Il n’est pas étonnant qu’un lieu exerçant de si puissantes séductions sur les chercheurs d’or ait été, dès l’origine, le rendez-vous des coquins les plus audacieux du monde entier. Le revolver et le « bowie-knife » (sorte de long couteau-poignard) commençaient les querelles et les terminaient, et la justice, rendue du reste par les agresseurs, n’était qu’une cruelle dérision.

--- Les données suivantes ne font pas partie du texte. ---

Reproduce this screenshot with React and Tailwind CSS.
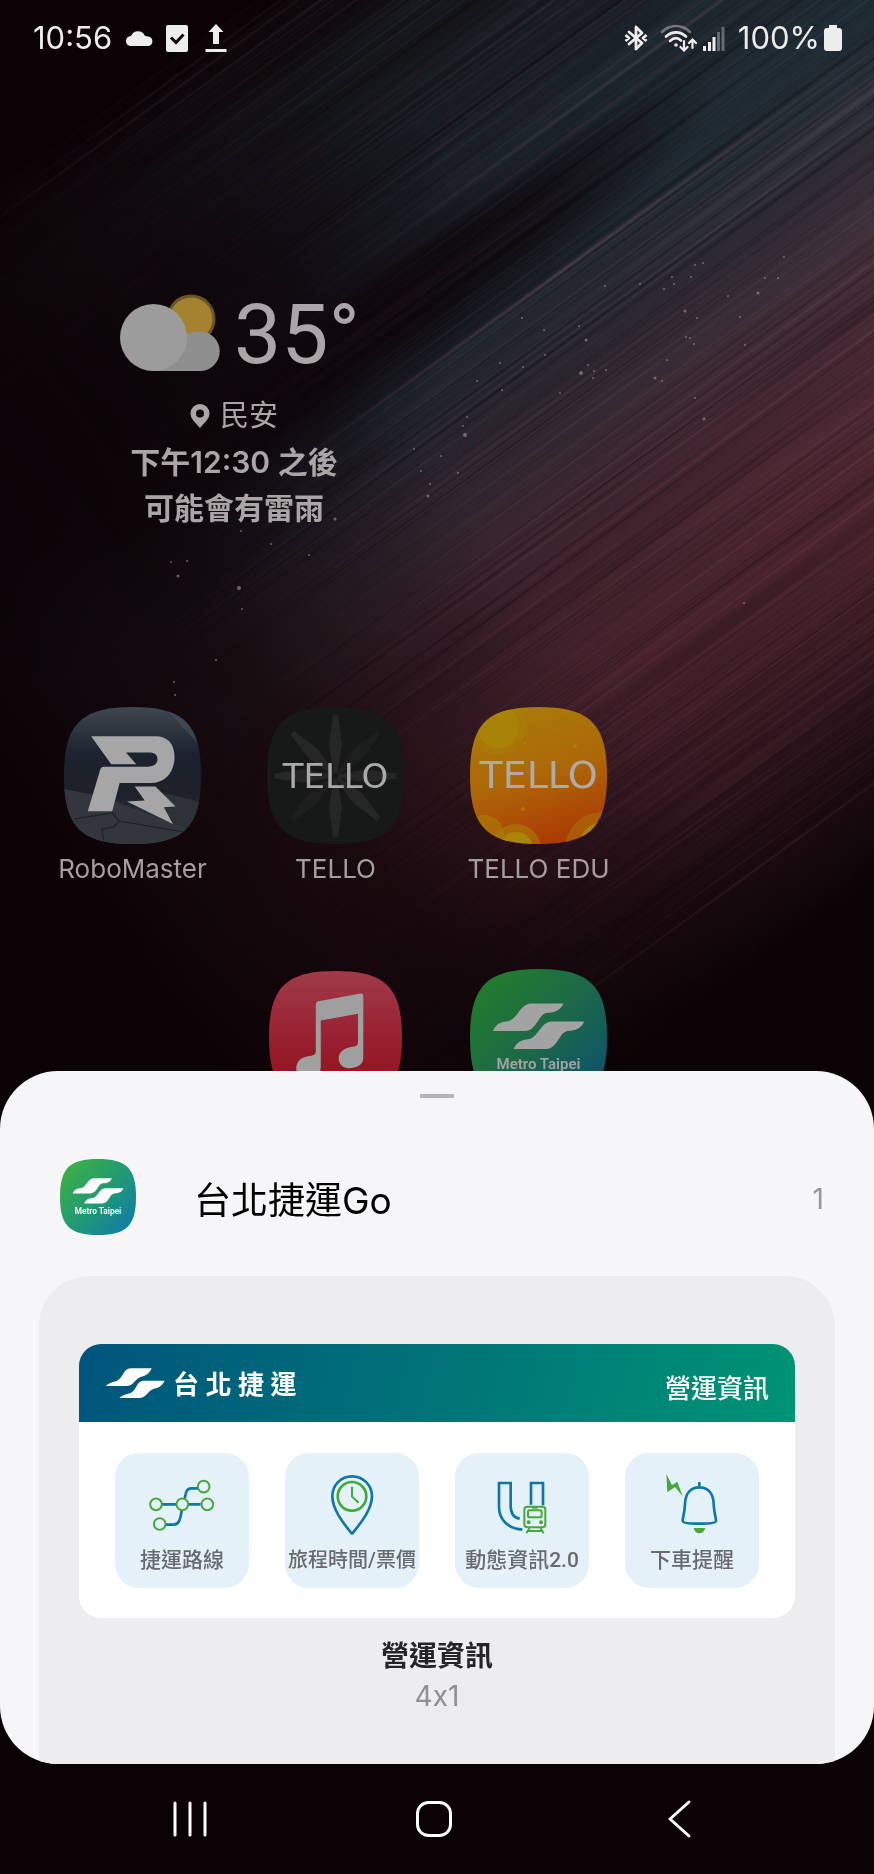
import { useId } from 'react';

const SQUIRCLE = 'M68.5 0C120 0 137 17 137 68.5S120 137 68.5 137 0 120 0 68.5 17 0 68.5 0Z';

// small seeded generator so the streaks are the same on every render
function makeRandom(seed) {
  let s = seed;
  return () => {
    s = (s * 16807) % 2147483647;
    return s / 2147483647;
  };
}

function makeStreaks() {
  const rand = makeRandom(4711);
  const streaks = [];
  for (let i = 0; i < 760; i++) {
    const v = 150 + rand() * 1000;
    const length = 350 + rand() * 900;
    const u = -560 + rand() * 900;
    const dark = rand() < 0.45;
    const wide = rand() > 0.9;
    let tone = 'rose';
    if (v < 560) tone = rand() < 0.2 ? 'rose' : 'teal';
    else if (v < 740) tone = 'pale';
    streaks.push({
      u,
      v,
      length,
      height: wide ? 4 + rand() * 12 : 1 + rand(),
      fill: dark ? 'dark' : tone,
      opacity: (dark ? 0.08 + rand() * 0.24 : 0.04 + rand() * 0.15) * (wide ? 0.6 : 1),
    });
  }
  return streaks;
}

const STREAKS = makeStreaks();

const SPARKS = [
  [605, 286, 1], [640, 284, 1], [672, 277, 1], [695, 265, 1], [703, 263, 1], [691, 277, 1],
  [674, 284, 1], [664, 289, 1], [784, 257, 1], [778, 278, 1], [765, 278, 1], [758, 293, 1.5],
  [728, 296, 1], [740, 317, 1], [685, 311, 1.5], [697, 318, 1], [686, 337, 1], [690, 338, 1],
  [694, 344, 1], [667, 360, 1], [655, 378, 1.5], [662, 381, 1], [745, 345, 1], [704, 419, 1.5],
  [695, 398, 1], [522, 318, 1], [544, 330, 1], [579, 326, 1], [586, 340, 1.5], [545, 355, 1],
  [523, 367, 1], [500, 363, 1], [477, 381, 1], [502, 390, 1], [560, 393, 1], [581, 373, 2],
  [588, 365, 1], [594, 371, 1], [606, 370, 1], [593, 378, 1], [467, 417, 1], [463, 426, 1],
  [465, 435, 2], [414, 449, 1], [421, 471, 1], [430, 484, 1], [428, 496, 1.5], [458, 473, 1],
  [441, 456, 1], [335, 519, 1.5], [241, 531, 1], [271, 544, 1], [309, 555, 1], [171, 562, 1],
  [187, 561, 1], [178, 576, 1.5], [239, 588, 2], [242, 609, 1], [216, 660, 1], [174, 682, 1],
  [175, 695, 1], [744, 603, 1],
];

function Wallpaper() {
  return (
    <svg
      className="absolute inset-x-0 top-0 w-full"
      viewBox="0 0 874 1110"
      preserveAspectRatio="xMidYMin slice"
      aria-hidden="true"
    >
      <defs>
        <linearGradient id="bands" gradientUnits="userSpaceOnUse" x1="0" y1="150" x2="0" y2="1230">
          <stop offset="0" stopColor="#0b0205" />
          <stop offset=".1" stopColor="#15171b" />
          <stop offset=".22" stopColor="#1c222a" />
          <stop offset=".35" stopColor="#1f2c35" />
          <stop offset=".43" stopColor="#2c2c36" />
          <stop offset=".51" stopColor="#41303a" />
          <stop offset=".6" stopColor="#4b2a36" />
          <stop offset=".7" stopColor="#532935" />
          <stop offset=".79" stopColor="#421e29" />
          <stop offset=".88" stopColor="#27121a" />
          <stop offset="1" stopColor="#0b0205" />
        </linearGradient>
        <linearGradient id="fade" gradientUnits="userSpaceOnUse" x1="-480" y1="0" x2="640" y2="0">
          <stop offset="0" stopColor="#fff" stopOpacity="0" />
          <stop offset=".25" stopColor="#fff" stopOpacity=".22" />
          <stop offset=".5" stopColor="#fff" stopOpacity=".78" />
          <stop offset="1" stopColor="#fff" stopOpacity="1" />
        </linearGradient>
        <mask id="reach" maskUnits="userSpaceOnUse" x="-900" y="0" width="1900" height="1500">
          <rect x="-900" width="1900" height="1500" fill="url(#fade)" />
        </mask>
        {[['rose', '#a2606e'], ['teal', '#4b6772'], ['pale', '#8b7480'], ['dark', '#0b0205']].map(([id, color]) => (
          <linearGradient id={id} key={id}>
            <stop offset="0" stopColor={color} stopOpacity="0" />
            <stop offset=".5" stopColor={color} />
            <stop offset="1" stopColor={color} stopOpacity="0" />
          </linearGradient>
        ))}
        <radialGradient id="hollow">
          <stop offset="0" stopColor="#0c060a" stopOpacity=".9" />
          <stop offset=".5" stopColor="#0c060a" stopOpacity=".7" />
          <stop offset="1" stopColor="#0c060a" stopOpacity="0" />
        </radialGradient>
      </defs>
      <g transform="rotate(-36)">
        <g mask="url(#reach)">
          <rect x="-900" y="150" width="1900" height="1080" fill="url(#bands)" />
          <ellipse cx="150" cy="490" rx="380" ry="65" fill="url(#hollow)" />
          {STREAKS.map((s, i) => (
            <rect key={i} x={s.u} y={s.v} width={s.length} height={s.height} fill={`url(#${s.fill})`} opacity={s.opacity} />
          ))}
          <ellipse cx="-130" cy="400" rx="400" ry="220" fill="url(#hollow)" />
          <rect x="-100" y="548" width="800" height="3" fill="url(#rose)" opacity=".35" />
        </g>
      </g>
      {SPARKS.map(([x, y, r]) => (
        <circle key={`${x}-${y}`} cx={x} cy={y} r={r} fill="#b08f98" opacity=".6" />
      ))}
    </svg>
  );
}

function StatusBar() {
  return (
    <header className="flex h-[76px] items-center justify-between pl-[33px] pr-8 font-[Inter,sans-serif] text-[31px] text-[#ededed]">
      <div className="flex items-center gap-[13px]">
        <time>10:56</time>
        <svg className="h-4 w-7" viewBox="0 0 28 16" fill="currentColor">
          <path d="M5 16A5 5 0 0 1 4 6.500 4 4 0 0 1 6 6 7.500 7.500 0 0 1 20 6 5 5 0 0 1 23 6.500 4.800 4.800 0 0 1 23.500 16Z" />
        </svg>
        <svg className="h-7 w-[22px]" viewBox="0 0 22 28">
          <rect y="1" width="22" height="27" rx="2" fill="currentColor" />
          <path d="M5 13.500l5 5 7.500-8" fill="none" stroke="#12080b" strokeWidth="3" />
        </svg>
        <svg className="ml-1 h-7 w-[22px]" viewBox="0 0 22 28" fill="currentColor">
          <path d="M11 0L18.500 8H14V20H8V8H3.500ZM.5 25H21.500V28H.5Z" />
        </svg>
      </div>
      <div className="flex items-center">
        <svg className="mr-3 h-7 w-6" viewBox="0 0 24 28" fill="none" stroke="currentColor" strokeWidth="2.800" strokeLinejoin="round">
          <path d="M5 8L18 19 12 25V3L18 9 5 20" strokeLinecap="round" />
          <path d="M1.500 11L5 14 1.500 17M22.500 11L19 14 22.500 17" />
        </svg>
        <svg className="mr-1 h-7 w-[38px]" viewBox="0 0 38 28" fill="none" stroke="currentColor" strokeWidth="2.600" strokeLinecap="round">
          <path d="M2 8C10 0 22 0 30 8" opacity=".4" />
          <path d="M6 12.500C12 7 20 7 26 12.500M10 17C14 13.500 18 13.500 21 16.500" />
          <circle cx="16" cy="21" r="1.800" fill="currentColor" stroke="none" />
          <path d="M24 17V26M20.500 23L24 26.500 27.500 23M32.500 24V16M29 19L32.500 15.500 36 19" strokeWidth="2.200" />
        </svg>
        <svg className="mr-3 h-7 w-6" viewBox="0 0 24 28" fill="currentColor">
          <path d="M1 22H4V27H1ZM6 18H9V27H6ZM10.500 13H13.500V27H10.500Z" />
          <path d="M15 8H18V27H15ZM19.500 3H22.500V27H19.500Z" opacity=".35" />
        </svg>
        <span>100%</span>
        <svg className="ml-1 h-7 w-[18px]" viewBox="0 0 18 28" fill="currentColor">
          <path d="M5 1H13V4H15Q18 4 18 7V24Q18 27 15 27H3Q0 27 0 24V7Q0 4 3 4H5Z" />
        </svg>
      </div>
    </header>
  );
}

function Weather() {
  return (
    <section className="col-span-2 flex flex-col items-center text-[#aaa5a7]">
      <div className="flex items-center gap-3.5 pl-3">
        <svg className="h-[78px] w-[100px]" viewBox="0 0 100 78">
          <circle cx="71" cy="25" r="24.500" fill="#6b5425" />
          <circle cx="71" cy="25" r="21.500" fill="#a58230" />
          <path d="M33 77V60L66 40Q72 37.500 80 37.500A19.700 19.700 0 0 1 80 77Z" fill="#8e8e8f" />
          <circle cx="33.500" cy="43.500" r="33.500" fill="#9c9c9d" />
        </svg>
        <span className="pt-1 text-[84px] leading-[84px]">35°</span>
      </div>
      <div className="mt-4 text-center font-[Inter,'Noto_Sans_CJK_TC',sans-serif] text-[30px] leading-[46px] font-semibold">
        <p className="flex items-center justify-center gap-2.5 text-[29px] font-normal">
          <svg className="h-6 w-5" viewBox="0 0 20 24" fill="currentColor">
            <path fillRule="evenodd" d="M10 0A9.500 9.500 0 0 1 19.500 9.500C19.500 15 14 19 10 24 6 19 .5 15 .5 9.500A9.500 9.500 0 0 1 10 0ZM10 5.500A4 4 0 1 0 10 13.500 4 4 0 1 0 10 5.500Z" />
          </svg>
          民安
        </p>
        <p>下午12:30 之後</p>
        <p>可能會有雷雨</p>
      </div>
    </section>
  );
}

function RoboMasterIcon() {
  return (
    <svg className="size-[137px]" viewBox="0 0 137 137" aria-hidden="true">
      <defs>
        <linearGradient id="robo" x1="0" y1="0" x2="0" y2="1">
          <stop offset="0" stopColor="#40464f" />
          <stop offset=".35" stopColor="#1c222e" />
          <stop offset=".65" stopColor="#1d2129" />
          <stop offset="1" stopColor="#41464d" />
        </linearGradient>
        <clipPath id="robo-clip"><path d={SQUIRCLE} /></clipPath>
      </defs>
      <g clipPath="url(#robo-clip)">
        <rect width="137" height="137" fill="url(#robo)" />
        <path d="M0 82L40 90 137 128V137H0Z" fill="#32373e" />
        <path d="M92 84L137 95V128L100 112Z" fill="#2d3239" />
        <path d="M10 112L48 106 55 114 50 120 38 122 40 137M55 114L137 128" fill="none" stroke="#1d2026" strokeWidth="1.200" />
        <path d="M100 0L137 40V30L110 0Z" fill="#4a4f58" opacity=".6" />
      </g>
      <g transform="scale(.335) translate(-72 -51)" fill="#a6a6a6">
        <path d="M153 138H345C382 138 402 162 402 200 402 246 374 278 330 278H238L216 362H143L180 238Q182 229 192 229H322C342 229 351 219 351 207 351 194 343 187 325 187H257L288 222H213Z" />
        <path d="M283 288H345L405 348 370 350 397 400 260 333 313 330Z" />
      </g>
    </svg>
  );
}

function TelloIcon() {
  return (
    <svg className="size-[137px]" viewBox="0 0 137 137">
      <path d={SQUIRCLE} fill="#171818" />
      {[0, 45, 90, 135, 180, 225, 270, 315].map((angle) => (
        <path
          key={angle}
          d="M66 8H71L75 38 70 66H67L62 38Z"
          fill={angle === 45 || angle === 225 ? '#1e1e1e' : '#262626'}
          transform={`rotate(${angle} 68.500 69)`}
        />
      ))}
      <text x="68.500" y="81" textAnchor="middle" fontSize="34" fontFamily="DejaVu Sans, sans-serif" fill="#aaa">TELLO</text>
    </svg>
  );
}

function TelloEduIcon() {
  return (
    <svg className="size-[137px]" viewBox="0 0 137 137">
      <defs>
        <linearGradient id="edu" x1=".3" y1="0" x2=".6" y2="1">
          <stop offset="0" stopColor="#a87c08" />
          <stop offset=".5" stopColor="#ad6808" />
          <stop offset="1" stopColor="#ac3a04" />
        </linearGradient>
        <clipPath id="edu-clip"><path d={SQUIRCLE} /></clipPath>
      </defs>
      <g clipPath="url(#edu-clip)">
        <rect width="137" height="137" fill="url(#edu)" />
        <g fill="#a98608">
          <circle cx="28" cy="20" r="28" opacity=".25" />
          <circle cx="28" cy="20" r="21" opacity=".7" />
          <circle cx="14" cy="128" r="20" opacity=".5" />
          <circle cx="46" cy="142" r="25" opacity=".5" />
          <circle cx="46" cy="142" r="17" />
          <circle cx="132" cy="142" r="37" opacity=".4" />
          <circle cx="136" cy="142" r="28" />
          <circle cx="53" cy="102" r="2" opacity=".7" />
          <circle cx="55" cy="36" r="1.500" opacity=".7" />
          <circle cx="105" cy="39" r="2" opacity=".7" />
        </g>
      </g>
      <text x="68.500" y="81" textAnchor="middle" fontSize="38" fontFamily="DejaVu Sans, sans-serif" fill="#b0aaa6">TELLO</text>
    </svg>
  );
}

function MusicIcon() {
  return (
    <svg className="size-[133px]" viewBox="0 0 137 137" aria-label="Music">
      <defs>
        <linearGradient id="music" x1="0" y1="0" x2="0" y2="1">
          <stop offset="0" stopColor="#a03a49" />
          <stop offset=".8" stopColor="#941321" />
        </linearGradient>
      </defs>
      <path d={SQUIRCLE} fill="url(#music)" />
      <path
        transform="scale(.342) translate(-87 -63)"
        fill="#9f9f9f"
        d="M228 163Q228 156 236 154L362 131Q371 130 371 140V325C371 345 350 356 328 356 310 356 297 345 297 326 297 305 315 296 335 292Q355 290 355 280V192L243 212V352C243 372 225 384 205 384 185 384 169 374 169 357 169 335 185 322 205 320Q228 317 228 306Z"
      />
    </svg>
  );
}

function MetroIcon({ className, dim = false }) {
  const id = useId();
  const colors = dim ? ['#237d2c', '#1c6848', '#0c5070'] : ['#3eb044', '#219a72', '#0e7bab'];
  const ink = dim ? '#a3a3a3' : '#fff';

  return (
    <svg className={className} viewBox="0 0 137 137" aria-label="Metro Taipei">
      <defs>
        <linearGradient id={id} x1=".05" y1=".1" x2=".95" y2=".95">
          <stop offset="0" stopColor={colors[0]} />
          <stop offset=".5" stopColor={colors[1]} />
          <stop offset="1" stopColor={colors[2]} />
        </linearGradient>
      </defs>
      <path d={SQUIRCLE} fill={`url(#${id})`} />
      <g transform="scale(.335) translate(-151 -837)" fill={ink}>
        <path d="M219 1022C230 1000 243 995 264 993 292 988 300 942 332 940H430C420 962 405 967 380 968 354 972 352 1020 316 1022Z" />
        <path d="M281 1076C292 1054 305 1049 326 1047 354 1042 362 996 394 994H492C482 1016 467 1021 442 1022 416 1026 414 1074 378 1076Z" />
      </g>
      <text x="68.500" y="100" textAnchor="middle" fontSize="15" fontWeight="600" fill={ink}>Metro Taipei</text>
    </svg>
  );
}

function AppShortcut({ icon, label }) {
  return (
    <button type="button" className="flex flex-col items-center gap-[9px]">
      {icon}
      <span className="font-[Inter,sans-serif] text-[26px] leading-8 whitespace-nowrap text-[#a59fa1]">{label}</span>
    </button>
  );
}

function RouteIcon() {
  return (
    <svg className="h-[63px] w-[68px]" viewBox="236 430 204 189" fill="none" strokeWidth="8">
      <path d="M278 521H320M357 521H394M346 504C350 484 352 473 366 473H386M337 540C333 566 329 582 314 582H290" stroke="#0e76a8" />
      <g stroke="#46a83a" strokeWidth="6">
        <circle cx="260" cy="521" r="17.500" />
        <circle cx="339" cy="521" r="17.500" />
        <circle cx="414" cy="521" r="17.500" />
        <circle cx="403" cy="468" r="17.500" />
        <circle cx="271" cy="580" r="17.500" />
      </g>
    </svg>
  );
}

function PinClockIcon() {
  return (
    <svg className="h-[63px] w-[68px]" viewBox="745 430 204 189" fill="none" strokeWidth="8">
      <path d="M847 437C880 437 907 463 907 497 907 535 875 575 850 606Q847 610 844 606C819 575 788 535 788 497 788 463 814 437 847 437Z" stroke="#0e76a8" />
      <circle cx="847" cy="497" r="43" stroke="#46a83a" />
      <path d="M847 468V498L867 516" stroke="#46a83a" strokeWidth="6" />
    </svg>
  );
}

function TrainIcon() {
  return (
    <svg className="h-[63px] w-[68px]" viewBox="175 430 204 189" fill="none" strokeWidth="8">
      <path d="M278 597C236 594 208 567 208 530V457H243V525C243 548 252 561 270 564M304 522V457H340V524" stroke="#0e76a8" />
      <g stroke="#46a83a" strokeWidth="6">
        <rect x="284" y="528" width="63" height="62" rx="9" />
        <rect x="295" y="539" width="41" height="21" rx="5" />
        <path d="M290 608L300 592M342 608L332 592M292 601H340M308 531H324" />
        <circle cx="297" cy="575" r="3" fill="#46a83a" />
        <circle cx="334" cy="575" r="3" fill="#46a83a" />
      </g>
    </svg>
  );
}

function BellIcon() {
  return (
    <svg className="h-[63px] w-[68px]" viewBox="683 430 204 189">
      <path d="M708 430L725 464 741 453 757 497 734 469 711 485Z" fill="#46a83a" />
      <path d="M807 457V470M807 470C834 470 849 490 850 520 851 548 857 560 857 570Q857 579 807 579 757 579 757 570C757 560 763 548 764 520 765 490 780 470 807 470Z" fill="none" stroke="#0e76a8" strokeWidth="8" strokeLinecap="round" />
      <path d="M790 592H825Q820 608 807 608 794 608 790 592Z" fill="#46a83a" />
    </svg>
  );
}

const services = [
  { label: '捷運路線', icon: <RouteIcon />, size: 'text-[21px]' },
  { label: '旅程時間/票價', icon: <PinClockIcon />, size: 'text-[20px]' },
  { label: '動態資訊2.0', icon: <TrainIcon />, size: 'text-[21px]' },
  { label: '下車提醒', icon: <BellIcon />, size: 'text-[21px]' },
];

function MetroWidget() {
  return (
    <article className="overflow-hidden rounded-[22px] bg-white">
      <header className="flex h-[78px] items-center justify-between bg-linear-[105deg] from-[#00547c] to-[#009474] px-[26px] text-white">
        <div className="flex items-center gap-2">
          <svg className="h-8 w-[60px]" viewBox="105 108 180 96" fill="#fff" aria-hidden="true">
            <path d="M107 165C118 155 128 154 140 150 160 142 160 112 182 112H245C236 132 226 134 212 138 194 144 192 165 168 165Z" />
            <path d="M148 201C158 192 168 191 180 187 200 179 200 149 220 149H284C275 168 264 170 250 174 232 180 230 201 206 201Z" />
          </svg>
          <span className="pt-1 text-[26px] leading-8 font-bold">台 北 捷 運</span>
        </div>
        <span className="pt-3 text-[26px] leading-8 font-medium">營運資訊</span>
      </header>
      <div className="grid grid-cols-4 gap-9 px-9 pt-[31px] pb-[30px]">
        {services.map((service) => (
          <button
            type="button"
            key={service.label}
            className="flex flex-col items-center rounded-3xl bg-[#e5f1f8] pt-[21px] pb-4 text-[#696a6c]"
          >
            {service.icon}
            <span className={`mt-[11px] leading-6 font-medium whitespace-nowrap ${service.size}`}>{service.label}</span>
          </button>
        ))}
      </div>
    </article>
  );
}

function WidgetSheet() {
  return (
    <section className="relative z-10 -mt-[35px] overflow-hidden rounded-[58px] bg-[#f6f6f8] pt-[23px] font-[Inter,'Noto_Sans_CJK_TC',sans-serif]">
      <div className="mx-auto h-1 w-[34px] bg-[#b5b5b7]" />
      <div className="mt-[61px] flex items-center pl-[60px] pr-[50px]">
        <MetroIcon className="size-[76px] font-[Roboto,sans-serif]" />
        <h1 className="ml-[58px] flex-1 pt-2 text-[37px] leading-10 text-black">台北捷運Go</h1>
        <span className="pt-1 text-[28px] leading-10 text-[#97979a]">1</span>
      </div>
      <div className="mx-[39px] mt-[41px] rounded-t-[50px] bg-[#ededef] px-10 pt-[68px] pb-12 text-center">
        <div className="font-[Roboto,'Noto_Sans_CJK_TC',sans-serif]">
          <MetroWidget />
        </div>
        <h2 className="mt-[18px] text-[28px] leading-10 font-bold text-[#252527]">營運資訊</h2>
        <p className="text-[28px] leading-10 text-[#8f8f91] [font-feature-settings:'calt'_0]">4x1</p>
      </div>
    </section>
  );
}

function NavigationBar() {
  return (
    <nav className="flex h-[109px] items-center pl-[68px] pr-[74px]">
      <button type="button" aria-label="Recents" className="flex flex-1 justify-center">
        <svg className="size-10" viewBox="0 0 40 40" stroke="#fff" strokeWidth="3" strokeLinecap="round">
          <path d="M5 4V36M20 4V36M35 4V36" />
        </svg>
      </button>
      <button type="button" aria-label="Home" className="flex flex-1 justify-center">
        <svg className="size-10" viewBox="0 0 40 40" fill="none" stroke="#fff" strokeWidth="3">
          <rect x="3.500" y="3.500" width="33" height="33" rx="11" />
        </svg>
      </button>
      <button type="button" aria-label="Back" className="flex flex-1 justify-center">
        <svg className="size-10" viewBox="0 0 40 40" fill="none" stroke="#fff" strokeWidth="3" strokeLinecap="round" strokeLinejoin="round">
          <path d="M31 3L12 20 31 37" />
        </svg>
      </button>
    </nav>
  );
}

export default function App() {
  return (
    <div className="relative min-h-screen overflow-hidden bg-[#0b0205] font-[Roboto,'Noto_Sans_CJK_TC',sans-serif]">
      <Wallpaper />
      <div className="relative">
        <StatusBar />
        <main>
          <div className="px-[31px] pt-[213px]">
            <div className="grid grid-cols-4">
              <Weather />
            </div>
            <div className="mt-44 grid grid-cols-4">
              <AppShortcut icon={<RoboMasterIcon />} label="RoboMaster" />
              <AppShortcut icon={<TelloIcon />} label="TELLO" />
              <AppShortcut icon={<TelloEduIcon />} label="TELLO EDU" />
            </div>
            <div className="mt-[84px] grid grid-cols-4 items-center justify-items-center">
              <button type="button" className="col-start-2">
                <MusicIcon />
              </button>
              <button type="button">
                <MetroIcon className="size-[137px]" dim />
              </button>
            </div>
          </div>
          <WidgetSheet />
        </main>
        <NavigationBar />
      </div>
    </div>
  );
}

Les choses en arrivèrent à ce point que, quatre ou cinq ans plus tard, les plus honnêtes parmi les habitants de la ville se dirent qu’après tout il fallait, pour produire une réaction suffisante, avoir recours aux mesures extrêmes, et, partant de ce principe que la fin justifie les moyens, l’administration de la justice fut enlevée aux autorités régulières et confiée à un Comité de vigilance choisi parmi les citoyens. Tous les suspects reçurent l’ordre de partir dans les vingt-quatre heures, sous peine de mort s’ils s’avisaient de reparaître, et tous ceux contre lesquels s’élevèrent les moindres preuves de vol ou de crimes plus noirs, furent immédiatement exécutés conformément à la procédure sommaire de la Lynch Law (loi de Lynch).[1] Parmi ceux dont on se débarrassa ainsi se trouvait un des juges du district, qui fut convaincu d’avoir fait partie d’une bande de voleurs et d’assassins.

Ces mesures terribles eurent bientôt l’effet désiré, et — quoiqu’il y ait lieu de craindre que bien des innocents aient été sacrifiés, — la ville est peu à peu devenue aussi sûre que la plupart des autres villes du monde. Toutefois, il faut convenir qu’au point de vue des mœurs il y règne une liberté qui trop souvent touche à la licence.

Ce fut un dimanche que nous entrâmes dans le port, et nous nous attendions en conséquence à y voir régner un calme religieux ; nous fûmes donc très surpris de voir, du pont du navire qui longeait les quais, sur lesquels s’élevaient de longues rangées de

  1. Cette loi, ou plutôt. cette coutume sauvage, n’est que l’application par la collectivité du droit primitif de défense individuelle. À défaut de tribunal, le peuple s’assemble, constate le flagrant délit et pend le coupable sans autre forme de procès. Il n’est pas rare que, dans les pays nouvellement occupés, on soit obligé d’avoir recours à cette justice sommaire.